Currency issuers include countries with their own currency that also have debt denominated in that currency, such as Canada and the U.S. “Just as a scorekeeper can’t run out of points, a currency issuer can’t run out of money,” he said. “And just as a scorekeeper, by not putting up points on the board early in the game, it doesn’t mean that there’s now more points left to add later in the game.”

As such, governments have flexibility that other entities don’t have. Pointing to 10-year bond yields between 2008 and 2010, Bezic noted the U.S. had lower bond yields than Italy throughout the earlier part of the decade even through a downgrade and continued to decline afterwards. However, Italy, which is a currency user, saw higher yields.

When the European Central Bank introduced certain funding programs, yields in Italy started coming down because the programs meant Italy became more like a currency issuer, he added. “Basically, what they did is, they provided financing to banks and they allowed banks to use sovereign government’s debt as collateral for that financing. So that’s a kind of indirect way of making Italy backed by the ECB.”

Bezic said practitioners should be mindful that credit risk is real for issuers and suggested they keep an eye on developments that make currency users more like issuers.

He also highlighted that government deficits actually add assets to the private sector’s balance sheets. “[Government bonds] sit on the asset side of our balance sheets and they’re the result of deficits. If it wasn’t for deficits, we wouldn’t be able to own all those bonds.”

Typically, people view deficits growing too big as a risk, he noted. “But when you recognize that they’re the source of the bonds that you use to manage either pensions or various funds, the real risk is that there just aren’t enough bonds.”

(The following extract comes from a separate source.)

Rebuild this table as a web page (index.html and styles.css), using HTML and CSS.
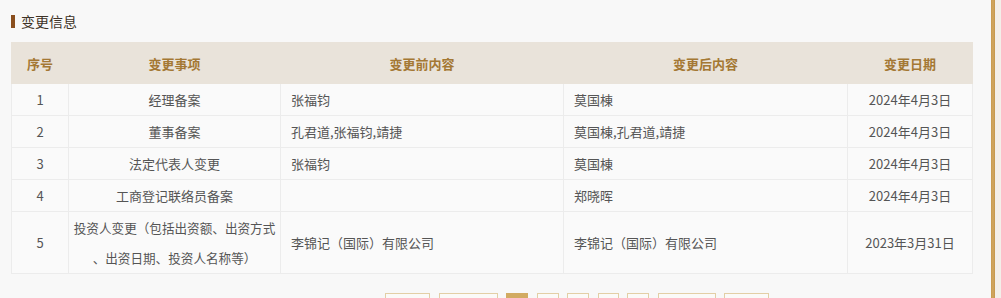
FILE: index.html
```html
<!DOCTYPE html>
<html lang="zh">
<head>
<meta charset="utf-8">
<link rel="stylesheet" href="styles.css">
</head>
<body>
<div class="page">
  <div class="main">
    <h2 class="title"><span class="mark"></span>变更信息</h2>
    <table class="grid">
      <colgroup>
        <col class="c1"><col class="c2"><col class="c3"><col class="c4"><col class="c5">
      </colgroup>
      <thead>
        <tr><th>序号</th><th>变更事项</th><th>变更前内容</th><th>变更后内容</th><th>变更日期</th></tr>
      </thead>
      <tbody>
        <tr><td class="ctr">1</td><td class="ctr">经理备案</td><td>张福钧</td><td>莫国棟</td><td class="ctr">2024年4月3日</td></tr>
        <tr><td class="ctr">2</td><td class="ctr">董事备案</td><td>孔君道,张福钧,靖捷</td><td>莫国棟,孔君道,靖捷</td><td class="ctr">2024年4月3日</td></tr>
        <tr><td class="ctr">3</td><td class="ctr">法定代表人变更</td><td>张福钧</td><td>莫国棟</td><td class="ctr">2024年4月3日</td></tr>
        <tr><td class="ctr">4</td><td class="ctr">工商登记联络员备案</td><td></td><td>郑晓晖</td><td class="ctr">2024年4月3日</td></tr>
        <tr class="tall"><td class="ctr">5</td><td class="ctr wrap">投资人变更（包括出资额、出资方式<br>、出资日期、投资人名称等）</td><td>李锦记（国际）有限公司</td><td>李锦记（国际）有限公司</td><td class="ctr">2023年3月31日</td></tr>
      </tbody>
    </table>
    <div class="pager">
      <span class="pg w45">首页</span>
      <span class="pg w59">上一页</span>
      <span class="pg w22 on">1</span>
      <span class="pg w22">2</span>
      <span class="pg w22">3</span>
      <span class="pg w21">4</span>
      <span class="pg w22">5</span>
      <span class="pg w58">下一页</span>
      <span class="pg w45">尾页</span>
    </div>
  </div>
  <div class="edge"></div>
  <div class="rest"></div>
</div>
</body>
</html>
```
FILE: styles.css
```css
* { box-sizing: border-box; }
html, body { margin: 0; padding: 0; }
body {
  background: #f8f8f8;
  font-family: "Noto Sans CJK SC", "Noto Sans", sans-serif;
  overflow: hidden;
  height: 298px;
}
.page {
  display: flex;
  height: 298px;
}
.main {
  flex: 0 0 991px;
  padding: 0 0 0 11px;
  background: #f8f8f8;
}
.edge {
  flex: 0 0 4px;
  background: linear-gradient(to right, #c89a4e, #d2a862, #c4964a);
}
.rest {
  flex: 1;
  background: #f3efe9;
}
.title {
  margin: 0;
  height: 42px;
  display: flex;
  align-items: flex-start;
  padding-top: 11px;
  font-size: 14px;
  font-weight: normal;
  color: #3d3226;
  line-height: 20px;
}
.mark {
  display: inline-block;
  width: 4px;
  height: 13px;
  background: #8a4f1e;
  margin: 4px 6px 0 0;
}
.grid {
  width: 961px;
  table-layout: fixed;
  border-collapse: collapse;
  font-size: 13px;
  color: #555;
}
.c1 { width: 57px; }
.c2 { width: 212px; }
.c3 { width: 283px; }
.c4 { width: 284px; }
.c5 { width: 125px; }
.grid th {
  height: 41px;
  background: #e9e3da;
  color: #a47834;
  font-weight: bold;
  font-size: 13px;
  border: 1px solid #e9e3da;
  border-left: 1px solid #f3efe9;
  padding: 0;
}
.grid th:first-child { border-left-color: #e9e3da; }
.grid td {
  height: 32px;
  background: #fafafa;
  border: 1px solid #ececec;
  padding: 0 10px;
  text-align: left;
  vertical-align: middle;
  line-height: 18px;
}
.grid td.ctr { text-align: center; }
.grid tr.tall td { height: 62px; }
.grid td.wrap { line-height: 30px; padding: 0; white-space: nowrap; font-size: 12.6px; }
.pager {
  display: flex;
  gap: 8.5px;
  padding: 19px 0 0 374px;
}
.pg {
  height: 36px;
  border: 1px solid #e3cfa6;
  background: #fbfaf8;
  font-size: 12px;
  color: #8a6a3a;
  display: flex;
  align-items: flex-end;
  justify-content: center;
  padding-bottom: 2px;
}
.pg.on { background: #d2ab62; border-color: #d2ab62; color: #fff; }
.w45 { width: 45px; }
.w59 { width: 59px; }
.w58 { width: 58px; }
.w22 { width: 22px; }
.w21 { width: 21px; }
```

For example, Australia saw a series of surpluses in the early 2000s and wasn’t issuing bonds. As a result, large investors became concerned about supply and put pressure on the government. “[The Australian government] did an official review and . . . the conclusion . . . is that successive governments have committed to retaining a liquid and efficient CGS market — which are their national bonds — even in the absence of a budget financing requirement. What this basically meant is they were still issuing bonds even though they were running surpluses.

“And that is an example that really highlights the value and the role that risk-free assets play. If you don’t think about where they come from, then you’re more likely to vote for prudent government and smaller deficits, but you’d just be reducing the supply of these assets that we all use and want so much.”